* **WHAT THE TASK REQUIRES**
Pictures stay out of the copy; set down each line of the listing below exactly.

* **STORED DATA**
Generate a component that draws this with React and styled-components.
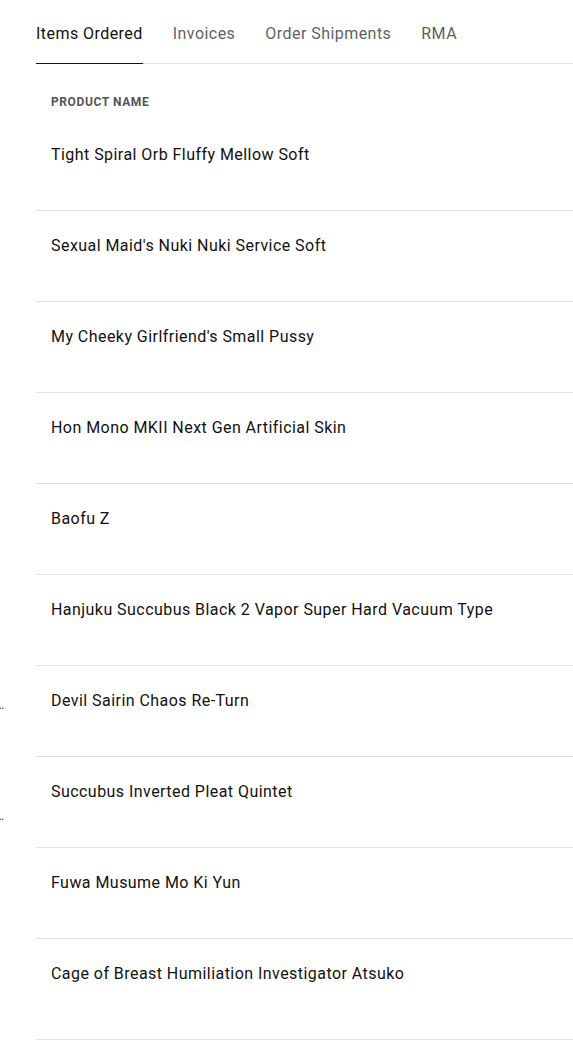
import React from 'react'
import styled, { createGlobalStyle } from 'styled-components'

const GlobalStyle = createGlobalStyle`
  html, body {
    margin: 0;
    padding: 0;
    background: #ffffff;
  }
  body {
    font-family: Roboto, 'Liberation Sans', Arial, sans-serif;
    color: #111111;
    -webkit-font-smoothing: antialiased;
  }
`;

const tabs = ['Items Ordered', 'Invoices', 'Order Shipments', 'RMA']

const products = [
    "Tight Spiral Orb Fluffy Mellow Soft",
    "Sexual Maid's Nuki Nuki Service Soft",
    "My Cheeky Girlfriend's Small Pussy",
    "Hon Mono MKII Next Gen Artificial Skin",
    "Baofu Z",
    "Hanjuku Succubus Black 2 Vapor Super Hard Vacuum Type",
    "Devil Sairin Chaos Re-Turn",
    "Succubus Inverted Pleat Quintet",
    "Fuwa Musume Mo Ki Yun",
    "Cage of Breast Humiliation Investigator Atsuko",
]

export default function App() {
    return (
        <>
            <GlobalStyle />
            <StyledPage>
                <StyledGutter>
                    <StyledClipped top={698}>…</StyledClipped>
                    <StyledClipped top={97}>…</StyledClipped>
                </StyledGutter>
                <StyledMain>
                    <StyledTabBar>
                        {tabs.map((t, i) => (
                            <StyledTab key={t} active={i === 0}>{t}</StyledTab>
                        ))}
                    </StyledTabBar>
                    <StyledTable>
                        <StyledHead>Product Name</StyledHead>
                        {products.map((p, i) => (
                            <StyledRow key={i} last={i === products.length - 1}>{p}</StyledRow>
                        ))}
                    </StyledTable>
                </StyledMain>
            </StyledPage>
        </>
    )
}

const StyledPage = styled.div`
display: flex;
width: 573px;
height: 1043px;
overflow: hidden;
`;

const StyledGutter = styled.div`
width: 36px;
flex-shrink: 0;
display: flex;
flex-direction: column;
overflow: hidden;
`;

const StyledClipped = styled.span`
display: block;
margin-top: ${p => p.top}px;
margin-left: -4px;
font-size: 12px;
line-height: 14px;
color: #333;
`;

const StyledMain = styled.div`
flex: 1;
min-width: 0;
`;

const StyledTabBar = styled.nav`
display: flex;
gap: 30px;
padding-top: 23px;
border-bottom: 1px solid #e0e0e0;
`;

const StyledTab = styled.div`
font-size: 16px;
line-height: 22px;
padding-bottom: 18px;
color: ${p => p.active ? '#111111' : '#5f5f5f'};
letter-spacing: 0.45px;
margin-bottom: -1px;
border-bottom: 1px solid ${p => p.active ? '#111111' : 'transparent'};
white-space: nowrap;
`;

const StyledTable = styled.div`
display: flex;
flex-direction: column;
`;

const StyledHead = styled.div`
padding: 31px 15px 0;
height: 25px;
font-size: 12px;
line-height: 14px;
font-weight: 700;
letter-spacing: 0.6px;
text-transform: uppercase;
color: #555555;
`;

const StyledRow = styled.div`
height: ${p => p.last ? 101 : 91}px;
box-sizing: border-box;
padding: 26px 15px 0;
font-size: 16px;
line-height: 18px;
letter-spacing: 0.45px;
color: #111111;
border-bottom: 1px solid #e0e0e0;
white-space: nowrap;
`;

* **SOLUTION TO THIS TASK**
Generate a component that draws this with React and styled-components.
import React from 'react'
import styled, { createGlobalStyle } from 'styled-components'

const GlobalStyle = createGlobalStyle`
  html, body {
    margin: 0;
    padding: 0;
    background: #ffffff;
  }
  body {
    font-family: Roboto, 'Liberation Sans', Arial, sans-serif;
    color: #111111;
    -webkit-font-smoothing: antialiased;
  }
`;

const tabs = ['Items Ordered', 'Invoices', 'Order Shipments', 'RMA']

const products = [
    "Tight Spiral Orb Fluffy Mellow Soft",
    "Sexual Maid's Nuki Nuki Service Soft",
    "My Cheeky Girlfriend's Small Pussy",
    "Hon Mono MKII Next Gen Artificial Skin",
    "Baofu Z",
    "Hanjuku Succubus Black 2 Vapor Super Hard Vacuum Type",
    "Devil Sairin Chaos Re-Turn",
    "Succubus Inverted Pleat Quintet",
    "Fuwa Musume Mo Ki Yun",
    "Cage of Breast Humiliation Investigator Atsuko",
]

export default function App() {
    return (
        <>
            <GlobalStyle />
            <StyledPage>
                <StyledGutter>
                    <StyledClipped top={698}>…</StyledClipped>
                    <StyledClipped top={97}>…</StyledClipped>
                </StyledGutter>
                <StyledMain>
                    <StyledTabBar>
                        {tabs.map((t, i) => (
                            <StyledTab key={t} active={i === 0}>{t}</StyledTab>
                        ))}
                    </StyledTabBar>
                    <StyledTable>
                        <StyledHead>Product Name</StyledHead>
                        {products.map((p, i) => (
                            <StyledRow key={i} last={i === products.length - 1}>{p}</StyledRow>
                        ))}
                    </StyledTable>
                </StyledMain>
            </StyledPage>
        </>
    )
}

const StyledPage = styled.div`
display: flex;
width: 573px;
height: 1043px;
overflow: hidden;
`;

const StyledGutter = styled.div`
width: 36px;
flex-shrink: 0;
display: flex;
flex-direction: column;
overflow: hidden;
`;

const StyledClipped = styled.span`
display: block;
margin-top: ${p => p.top}px;
margin-left: -4px;
font-size: 12px;
line-height: 14px;
color: #333;
`;

const StyledMain = styled.div`
flex: 1;
min-width: 0;
`;

const StyledTabBar = styled.nav`
display: flex;
gap: 30px;
padding-top: 23px;
border-bottom: 1px solid #e0e0e0;
`;

const StyledTab = styled.div`
font-size: 16px;
line-height: 22px;
padding-bottom: 18px;
color: ${p => p.active ? '#111111' : '#5f5f5f'};
letter-spacing: 0.45px;
margin-bottom: -1px;
border-bottom: 1px solid ${p => p.active ? '#111111' : 'transparent'};
white-space: nowrap;
`;

const StyledTable = styled.div`
display: flex;
flex-direction: column;
`;

const StyledHead = styled.div`
padding: 31px 15px 0;
height: 25px;
font-size: 12px;
line-height: 14px;
font-weight: 700;
letter-spacing: 0.6px;
text-transform: uppercase;
color: #555555;
`;

const StyledRow = styled.div`
height: ${p => p.last ? 101 : 91}px;
box-sizing: border-box;
padding: 26px 15px 0;
font-size: 16px;
line-height: 18px;
letter-spacing: 0.45px;
color: #111111;
border-bottom: 1px solid #e0e0e0;
white-space: nowrap;
`;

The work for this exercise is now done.